* [Exercise prompt]:
Leave the pictures out and quote every line from the start of the listing to the line with "<template-manager></template-manager>", inclusive.

* [Provided data]:

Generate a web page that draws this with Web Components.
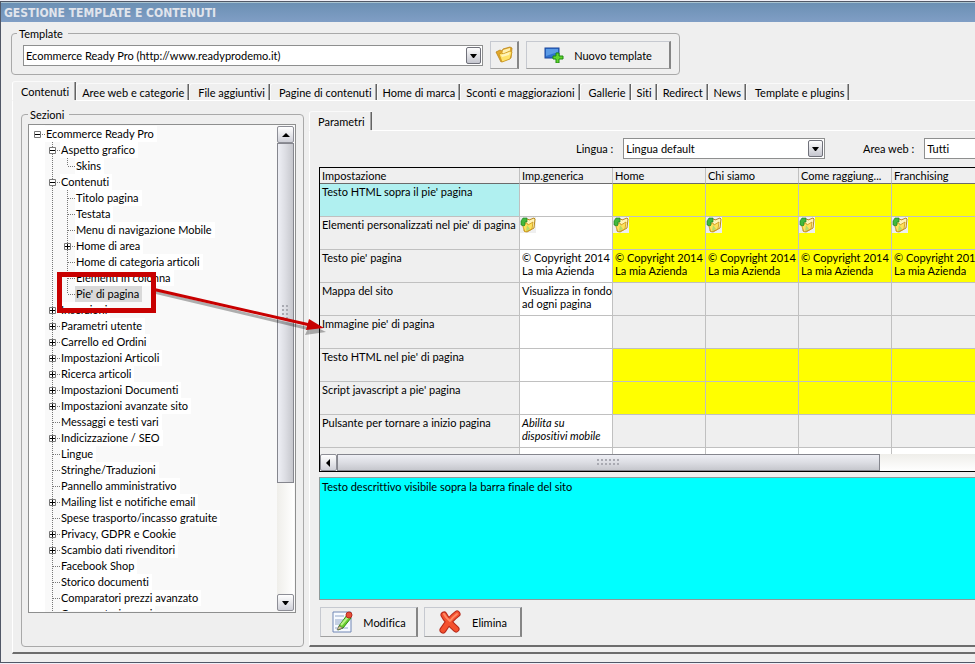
<!DOCTYPE html>
<html lang="it">
<head>
<meta charset="utf-8">
<title>Gestione template e contenuti</title>
<style>
    body {
        margin: 0;
        background: #f0f0f8;
        color: #000;
        font: 11px/13px Lato, "Liberation Sans", sans-serif;
        font-variant-ligatures: none;
    }
</style>
</head>
<body>
<template-manager></template-manager>

<script>
const icons = {
    folder: `<svg width="18" height="18" viewBox="0 0 18 18">
        <path d="M1 6l4-2 2 1 1-2 7-2 2 1-1 10-10 4z" fill="#e3a92c" stroke="#b98416" stroke-width=".8"/>
        <path d="M8 4l7-2v4l-8 3z" fill="#fff0b0"/>
        <path d="M4 8l3-1 1 1 7-3 2 1-2 7-8 3z" fill="#ffe36a" stroke="#c8921c" stroke-width=".8"/>
        <path d="M6 9l9-3-1 3-7 2z" fill="#fff4bc"/></svg>`,
    screen: `<svg width="20" height="16" viewBox="0 0 20 16">
        <rect x="1" y="1" width="14" height="10" fill="#2f72cf" stroke="#1b459b"/>
        <path d="M2 2h12v3L2 9z" fill="#5b9be6"/>
        <path d="M12 6h3v3h4v3h-4v4h-3v-4H9V9h3z" fill="#62d62c" stroke="#1f8a12"/></svg>`,
    edit: `<svg width="22" height="24" viewBox="0 0 22 24">
        <path d="M2 2h18v20H2z" fill="#f7faff" stroke="#7187b5"/>
        <path d="M4 5h9v2H4zM4 9h8v6H4zM4 17h13v2H4z" fill="#c4d0e4"/>
        <path d="M8 16l8-11 4 3-8 10-5 2z" fill="#68cf2e" stroke="#318816"/>
        <path d="M10 15l7-8" stroke="#baf28a" stroke-width="2"/>
        <path d="M8 16l-2 4 6-2z" fill="#e8cf9a" stroke="#555" stroke-width=".6"/>
        <circle cx="18" cy="5" r="3" fill="#e8503a" stroke="#b52a1d"/></svg>`,
    cross: `<svg width="24" height="24" viewBox="0 0 24 24" fill="none" stroke-linecap="round" stroke-linejoin="round">
        <path d="M6 5q3 6 12 14M19 4q-7 5-14 16" stroke="#b5281a" stroke-width="7"/>
        <path d="M6 5q3 6 12 14M19 4q-7 5-14 16" stroke="#f4512f" stroke-width="5"/>
        <path d="M6 4q2 4 6 7 3-4 7-7" stroke="#ff8a66" stroke-width="2"/></svg>`,
    cell: `<svg width="16" height="16" viewBox="0 0 16 16">
        <path d="M0 0h16v16H0z" fill="#efefef"/>
        <path d="M5 3l3-1 1 1 5-2 1 1-1 9-7 4-3-1z" fill="#fff3b8" stroke="#b98a1a"/>
        <path d="M2 7l5-1 1 2 5-3-1 7-7 3z" fill="#ffe25a" stroke="#c9951c" stroke-width=".8"/>
        <path d="M7 8l3 4-4 2z" fill="#b6dc6a"/>
        <path d="M1 7V4l2-3h4v4H5v3l-1 1-3-1z" fill="#43b83c" stroke="#137a1a" stroke-width=".6"/></svg>`
};

const arrows = {
    up: 'M0 4l4-4 4 4z',
    down: 'M0 0h7l-3 4h-1z',
    left: 'M4 0v8L0 4z'
};

// Small grey push button used by scrollbars
const arrowButton = (dir, label) => `
    <button class="arrow" aria-label="${label}">
        <svg width="8" height="8" viewBox="${dir === 'left' ? '-1 0 8 8' : '0 -2 8 8'}"><path d="${arrows[dir]}"/></svg>
    </button>`;

class GroupBox extends HTMLElement {
    constructor() {
        super();
        this.attachShadow({ mode: 'open' });
    }

    connectedCallback() {
        this.shadowRoot.innerHTML = `
            <style>
                :host { display: flex; min-width: 0; }
                fieldset {
                    display: flex;
                    flex: 1;
                    min-width: 0;
                    margin: 0;
                    padding: var(--group-padding, 1px 8px 5px 11px);
                    border: 1px solid #a9a9a9;
                    border-radius: 4px;
                }
                legend { padding: 0 5px 0 2px; margin-left: var(--legend-indent, -6px); }
                .body { display: flex; flex: 1; min-width: 0; gap: 7px; align-items: var(--group-align, center); }
            </style>
            <fieldset>
                <legend>${this.getAttribute('label')}</legend>
                <div class="body"><slot></slot></div>
            </fieldset>
        `;
    }
}

class ComboBox extends HTMLElement {
    constructor() {
        super();
        this.attachShadow({ mode: 'open' });
    }

    connectedCallback() {
        const label = this.getAttribute('label');
        const caption = this.hasAttribute('caption') ? `<label for="field">${label} :</label>` : '';
        this.shadowRoot.innerHTML = `
            <style>
                :host { display: flex; align-items: center; gap: 10px; min-width: 0; }
                .box { display: grid; flex: 1; min-width: 0; align-items: center; }
                label { white-space: nowrap; }
                select {
                    grid-area: 1 / 1;
                    appearance: none;
                    width: 100%;
                    height: 21px;
                    margin: 0;
                    padding: 0 20px 0 2px;
                    border: 1px solid #8e8f8f;
                    border-radius: 0;
                    background: #fff;
                    color: #000;
                    font: inherit;
                }
                svg {
                    grid-area: 1 / 1;
                    justify-self: end;
                    margin-right: 2px;
                    pointer-events: none;
                }
            </style>
            ${caption}
            <div class="box">
                <select id="field" aria-label="${label}"><option>${this.getAttribute('value')}</option></select>
                <svg width="15" height="17" viewBox="0 0 15 17">
                    <defs><linearGradient id="g" x2="0" y2="1">
                        <stop stop-color="#fff"/><stop offset="1" stop-color="#c3c4cd"/>
                    </linearGradient></defs>
                    <rect x=".5" y=".5" width="14" height="16" rx="1.5" fill="url(#g)" stroke="#70717a"/>
                    <path d="M4 7h7l-3 4h-1z"/>
                </svg>
            </div>
        `;
    }
}

class PushButton extends HTMLElement {
    constructor() {
        super();
        this.attachShadow({ mode: 'open' });
    }

    connectedCallback() {
        const label = this.getAttribute('label');
        this.shadowRoot.innerHTML = `
            <style>
                :host { display: block; }
                button {
                    display: flex;
                    align-items: center;
                    justify-content: center;
                    gap: 10px;
                    width: 100%;
                    height: var(--button-height, 28px);
                    padding: 0;
                    border: 1px solid #c6c9d0;
                    border-right: 2px solid #858585;
                    border-bottom-color: #a0a0a0;
                    background: #efefef;
                    color: #000;
                    font: inherit;
                }
                svg { display: block; }
                button:active { border-color: #6d6d6d #c6c9d0 #c6c9d0 #6d6d6d; }
            </style>
            <button aria-label="${label}">${icons[this.getAttribute('icon')]}<slot></slot></button>
        `;
    }
}

class TabStrip extends HTMLElement {
    constructor() {
        super();
        this.attachShadow({ mode: 'open' });
    }

    connectedCallback() {
        // "Name*" marks a tab with extra room before its text
        const tabs = this.getAttribute('tabs').split('|');
        this.shadowRoot.innerHTML = `
            <style>
                :host { display: block; }
                div { display: flex; align-items: flex-end; }
                div::after { content: ""; flex: 1; border-bottom: 1px solid #fff; }
                button {
                    height: 18px;
                    padding: 0 5px 0 5px;
                    border: 0;
                    border-top: 1px solid #fafafa;
                    border-bottom: 1px solid #fff;
                    border-left: 1px solid #fafafa;
                    border-radius: 3px 0 0 0;
                    background: linear-gradient(90deg, #a5a5a5 50%, #636363 50%) right / 2px 100% no-repeat #efefef;
                    color: #000;
                    font: inherit;
                    white-space: nowrap;
                }
                button.roomy { padding-left: 8px; }
                button[aria-selected="true"] {
                    height: 20px;
                    padding: 0 7px 0 8px;
                    border-bottom-color: #efefef;
                    border-left-color: #fff;
                }
            </style>
            <div role="tablist">
                ${tabs.map((name, i) => `<button role="tab" class="${name.endsWith('*') ? 'roomy' : ''}" aria-selected="${i === 0}">${name.replace('*', '')}</button>`).join('')}
            </div>
        `;
    }
}

class ScrollTrack extends HTMLElement {
    constructor() {
        super();
        this.attachShadow({ mode: 'open' });
    }

    connectedCallback() {
        const vertical = this.getAttribute('direction') === 'vertical';
        this.shadowRoot.innerHTML = `
            <style>
                :host {
                    display: flex;
                    flex-direction: ${vertical ? 'column' : 'row'};
                    flex: none;
                    background: linear-gradient(${vertical ? '90deg' : '180deg'}, #efeeea, #fff);
                }
                .arrow {
                    display: flex;
                    flex: none;
                    align-items: center;
                    justify-content: center;
                    width: 17px;
                    height: 17px;
                    padding: 0;
                    border: 1px solid #8d8e96;
                    border-radius: 2px;
                    background: linear-gradient(#fff, #cfd0d8);
                }
                .thumb {
                    box-sizing: border-box;
                    display: flex;
                    align-items: center;
                    justify-content: center;
                    flex: 0 0 ${vertical ? '70%' : '543px'};
                    border: 1px solid #85868e;
                    background: linear-gradient(${vertical ? '90deg' : '180deg'}, #eeeff5, #dcdde3 50%, #c6c7cd);
                }
                .grip {
                    width: ${vertical ? 7 : 23}px;
                    height: ${vertical ? 15 : 7}px;
                    background: radial-gradient(circle at 1px 1px, #a9aab2 1px, transparent 1px) 0 0 / 4px 4px;
                }
                .gap { flex: 1; }
            </style>
            ${vertical ? arrowButton('up', 'Scorri su') : arrowButton('left', 'Scorri a sinistra')}
            <div class="thumb"><div class="grip"></div></div>
            <div class="gap"></div>
            ${vertical ? arrowButton('down', 'Scorri giù') : ''}
        `;
    }
}

// One row of the tree; children are slotted under it
class TreeNode extends HTMLElement {
    constructor() {
        super();
        this.attachShadow({ mode: 'open' });
    }

    connectedCallback() {
        const state = this.getAttribute('state') || 'leaf';
        this.shadowRoot.innerHTML = `
            <style>
                :host {
                    display: block;
                    background: repeating-linear-gradient(#777 0 1px, transparent 1px 2px) 3px 0 / 1px 100% no-repeat;
                }
                :host([last]) { background-size: 1px 8px; }
                :host([root]) { background: none; }
                .row { display: flex; align-items: center; height: 16px; }
                svg { flex: none; }
                .dots {
                    flex: none;
                    width: 4px;
                    height: 1px;
                    background: repeating-linear-gradient(90deg, transparent 0 1px, #777 1px 2px);
                }
                .leaf .dots { width: 8px; margin-left: 3px; }
                .name { padding: 1px 3px 2px 1px; background: #fff; white-space: nowrap; }
                :host([selected]) .name { background: #d9d9d9; }
                .children { padding-left: 15px; }
            </style>
            <div class="row ${state}">
                ${state === 'leaf' ? '' : `<svg width="7" height="7" viewBox="0 0 7 7">
                    <path d="M.5.5h6v6h-6z" fill="#fff" stroke="#777"/>
                    <path d="M1 3h5v1H1z${state === 'closed' ? 'M3 1h1v5H3z' : ''}"/>
                </svg>`}
                <span class="dots"></span>
                <span class="name">${this.getAttribute('name')}</span>
            </div>
            <div class="children"><slot></slot></div>
        `;
    }
}

class SectionTree extends HTMLElement {
    constructor() {
        super();
        this.attachShadow({ mode: 'open' });
    }

    connectedCallback() {
        this.shadowRoot.innerHTML = `
            <style>
                :host { display: flex; flex: 1; min-width: 0; min-height: 0; }
                .frame {
                    display: flex;
                    flex: 1;
                    min-width: 0;
                    border: 1px solid #8e8f8f;
                    padding: 1px;
                    background: linear-gradient(90deg, #fff 16px, #f9f9f9 16px);
                }
                .list { flex: 1; min-width: 0; height: 0; min-height: 100%; overflow: hidden; padding-left: 4px; box-sizing: border-box; }
            </style>
            <div class="frame">
                <div class="list">
                    <tree-node root state="open" name="Ecommerce Ready Pro">
                        <tree-node state="open" name="Aspetto grafico">
                            <tree-node last name="Skins"></tree-node>
                        </tree-node>
                        <tree-node state="open" name="Contenuti">
                            <tree-node name="Titolo pagina"></tree-node>
                            <tree-node name="Testata"></tree-node>
                            <tree-node name="Menu di navigazione Mobile"></tree-node>
                            <tree-node state="closed" name="Home di area"></tree-node>
                            <tree-node name="Home di categoria articoli"></tree-node>
                            <tree-node name="Elementi in colonna"></tree-node>
                            <tree-node last selected name="Pie' di pagina"></tree-node>
                        </tree-node>
                        <tree-node state="closed" name="Inserzioni"></tree-node>
                        <tree-node state="closed" name="Parametri utente"></tree-node>
                        <tree-node state="closed" name="Carrello ed Ordini"></tree-node>
                        <tree-node state="closed" name="Impostazioni Articoli"></tree-node>
                        <tree-node state="closed" name="Ricerca articoli"></tree-node>
                        <tree-node state="closed" name="Impostazioni Documenti"></tree-node>
                        <tree-node state="closed" name="Impostazioni avanzate sito"></tree-node>
                        <tree-node name="Messaggi e testi vari"></tree-node>
                        <tree-node state="closed" name="Indicizzazione / SEO"></tree-node>
                        <tree-node name="Lingue"></tree-node>
                        <tree-node name="Stringhe/Traduzioni"></tree-node>
                        <tree-node name="Pannello amministrativo"></tree-node>
                        <tree-node state="closed" name="Mailing list e notifiche email"></tree-node>
                        <tree-node name="Spese trasporto/incasso gratuite"></tree-node>
                        <tree-node state="closed" name="Privacy, GDPR e Cookie"></tree-node>
                        <tree-node state="closed" name="Scambio dati rivenditori"></tree-node>
                        <tree-node name="Facebook Shop"></tree-node>
                        <tree-node name="Storico documenti"></tree-node>
                        <tree-node name="Comparatori prezzi avanzato"></tree-node>
                        <tree-node name="Comparatori prezzi"></tree-node>
                    </tree-node>
                </div>
                <scroll-track direction="vertical"></scroll-track>
            </div>
        `;
    }
}

class SettingsGrid extends HTMLElement {
    constructor() {
        super();
        this.attachShadow({ mode: 'open' });
    }

    connectedCallback() {
        const columns = ['Imp.generica', 'Home', 'Chi siamo', 'Come raggiung...', 'Franchising'];
        const copyright = '© Copyright 2014<br>La mia Azienda';
        // [setting, generic value, value in each area, areas editable]
        const rows = [
            ["Testo HTML sopra il pie' pagina", '', '', true],
            ["Elementi personalizzati nel pie' di pagina", icons.cell, icons.cell, true],
            ["Testo pie' pagina", copyright, copyright, true],
            ['Mappa del sito', 'Visualizza in fondo<br>ad ogni pagina', '', false],
            ["Immagine pie' di pagina", '', '', false],
            ["Testo HTML nel pie' di pagina", '', '', true],
            ["Script javascript a pie' pagina", '', '', true],
            ['Pulsante per tornare a inizio pagina', '<i>Abilita su<br>dispositivi mobile</i>', '', false]
        ];
        const areas = columns.slice(1);

        this.shadowRoot.innerHTML = `
            <style>
                :host { display: block; border: 1px solid #000; border-right: 0; background: #fff; overflow: hidden; }
                .view { height: 286px; overflow: hidden; }
                table { border-collapse: separate; border-spacing: 0; table-layout: fixed; width: 665px; }
                col { width: 93px; }
                col.first { width: 200px; }
                th, td {
                    box-sizing: border-box;
                    padding: 1px 0 0 2px;
                    border-right: 1px solid #c0c0c0;
                    border-bottom: 1px solid #c0c0c0;
                    font-weight: normal;
                    text-align: left;
                    vertical-align: top;
                    white-space: nowrap;
                    overflow: hidden;
                }
                thead th { height: 16px; border-bottom-color: #6b6b6b; background: #efefef; }
                tbody th { height: 33px; background: #efefef; }
                tbody tr:first-child th { background: #b0f0f0; }
                td.off { background: #efefef; }
                td.on { background: #ff0; }
                td.icon { padding: 0; }
                td svg { display: block; }
            </style>
            <div class="view">
                <table>
                    <colgroup><col class="first">${columns.map(() => '<col>').join('')}</colgroup>
                    <thead>
                        <tr><th>Impostazione</th>${columns.map(name => `<th>${name}</th>`).join('')}</tr>
                    </thead>
                    <tbody>
                        ${rows.map(([name, value, each, on]) => {
                            const icon = value.startsWith('<svg') ? 'icon' : '';
                            return `<tr><th>${name}</th><td class="${icon}">${value}</td>${areas.map(() => `<td class="${on ? 'on' : 'off'} ${icon}">${each}</td>`).join('')}</tr>`;
                        }).join('')}
                        <tr><th></th>${columns.map(() => '<td></td>').join('')}</tr>
                    </tbody>
                </table>
            </div>
            <scroll-track direction="horizontal"></scroll-track>
        `;
    }
}

class TemplateManager extends HTMLElement {
    constructor() {
        super();
        this.attachShadow({ mode: 'open' });
    }

    connectedCallback() {
        this.shadowRoot.innerHTML = `
            <style>
                :host {
                    position: relative;
                    display: flex;
                    flex-direction: column;
                    box-sizing: border-box;
                    height: 100vh;
                    padding: 1px 0;
                    overflow: hidden;
                }
                .window {
                    display: flex;
                    flex-direction: column;
                    flex: 1;
                    min-height: 0;
                    border: 1px solid #515867;
                    border-right: 0;
                    background: #efefef;
                }
                h1 {
                    margin: 0 0 5px;
                    padding: 4px 3px 3px;
                    border-top: 1px solid #a9c3d0;
                    background: linear-gradient(#6b90b4, #809ec5);
                    color: #e0e4ec;
                    font: bold 12px/12px "DejaVu Sans Condensed", sans-serif;
                }
                .template { width: 669px; margin-left: 10px; }
                .template combo-box { flex: 1; }
                .small { width: 29px; }
                .wide { width: 145px; }
                .main-tabs { margin: 6px 0 0 11px; }
                .panel {
                    display: flex;
                    flex: 1;
                    min-height: 0;
                    gap: 5px;
                    margin: 0 0 8px 11px;
                    padding: 7px 0 5px 8px;
                    border-left: 1px solid #fff;
                    border-bottom: 2px solid #6d6d6d;
                }
                .sections {
                    flex: 0 0 283px;
                    --group-padding: 3px 7px 33px 6px;
                    --group-align: stretch;
                    --legend-indent: 0px;
                }
                .detail { display: flex; flex: 1; flex-direction: column; min-width: 0; padding-top: 3px; }
                .params {
                    display: flex;
                    flex: 1;
                    flex-direction: column;
                    min-height: 0;
                    padding: 7px 0 8px 9px;
                    border-left: 1px solid #fff;
                    border-bottom: 2px solid #6d6d6d;
                }
                /* the area list runs on past the right edge, like the grid */
                .filters { display: flex; gap: 38px; margin-bottom: 8px; padding-left: 257px; overflow: hidden; }
                .language { flex: 0 0 249px; }
                .area { flex: 0 0 253px; }
                .hint { flex: 1; margin: 5px 0 7px; padding: 2px; border: 1px solid #8e9a9a; border-right: 0; background: #0ff; }
                .actions { display: flex; gap: 6px; padding-left: 1px; --button-height: 30px; }
                .actions push-button { width: 98px; }
                .callout { position: absolute; left: 0; top: 0; pointer-events: none; }
            </style>
            <div class="window">
                <h1>GESTIONE TEMPLATE E CONTENUTI</h1>
                <group-box class="template" label="Template">
                    <combo-box label="Template" value="Ecommerce Ready Pro (http://www.readyprodemo.it)"></combo-box>
                    <push-button class="small" icon="folder" label="Apri cartella"></push-button>
                    <push-button class="wide" icon="screen" label="Nuovo template">Nuovo template</push-button>
                </group-box>
                <tab-strip class="main-tabs" tabs="Contenuti|Aree web e categorie|File aggiuntivi*|Pagine di contenuti*|Home di marca|Sconti e maggiorazioni|Gallerie*|Siti|Redirect|News|Template e plugins*"></tab-strip>
                <div class="panel">
                    <group-box class="sections" label="Sezioni"><section-tree></section-tree></group-box>
                    <div class="detail">
                        <tab-strip tabs="Parametri"></tab-strip>
                        <div class="params">
                            <div class="filters">
                                <combo-box class="language" caption label="Lingua" value="Lingua default"></combo-box>
                                <combo-box class="area" caption label="Area web" value="Tutti"></combo-box>
                            </div>
                            <settings-grid></settings-grid>
                            <p class="hint">Testo descrittivo visibile sopra la barra finale del sito</p>
                            <div class="actions">
                                <push-button icon="edit" label="Modifica">Modifica</push-button>
                                <push-button icon="cross" label="Elimina">Elimina</push-button>
                            </div>
                        </div>
                    </div>
                </div>
            </div>
            <svg class="callout" width="340" height="340" viewBox="0 0 340 340">
                <g fill="none" stroke="#000" opacity=".3"><path d="M154 292l156 37" stroke-width="3"/><path d="M310 324l16 8-21 3z" fill="#000" stroke="none"/></g>
                <path d="M59.5 274.5h94v36h-94z" fill="none" stroke="#c80000" stroke-width="5"/>
                <path d="M152 289l158 36" stroke="#c80000" stroke-width="3"/>
                <path d="M309 319l15 9-18 2z" fill="#c80000"/>
            </svg>
        `;
    }
}

customElements.define('group-box', GroupBox);
customElements.define('combo-box', ComboBox);
customElements.define('push-button', PushButton);
customElements.define('tab-strip', TabStrip);
customElements.define('scroll-track', ScrollTrack);
customElements.define('tree-node', TreeNode);
customElements.define('section-tree', SectionTree);
customElements.define('settings-grid', SettingsGrid);
customElements.define('template-manager', TemplateManager);
</script>
</body>
</html>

* [Written solution]:
Generate a web page that draws this with Web Components.
<!DOCTYPE html>
<html lang="it">
<head>
<meta charset="utf-8">
<title>Gestione template e contenuti</title>
<style>
    body {
        margin: 0;
        background: #f0f0f8;
        color: #000;
        font: 11px/13px Lato, "Liberation Sans", sans-serif;
        font-variant-ligatures: none;
    }
</style>
</head>
<body>
<template-manager></template-manager>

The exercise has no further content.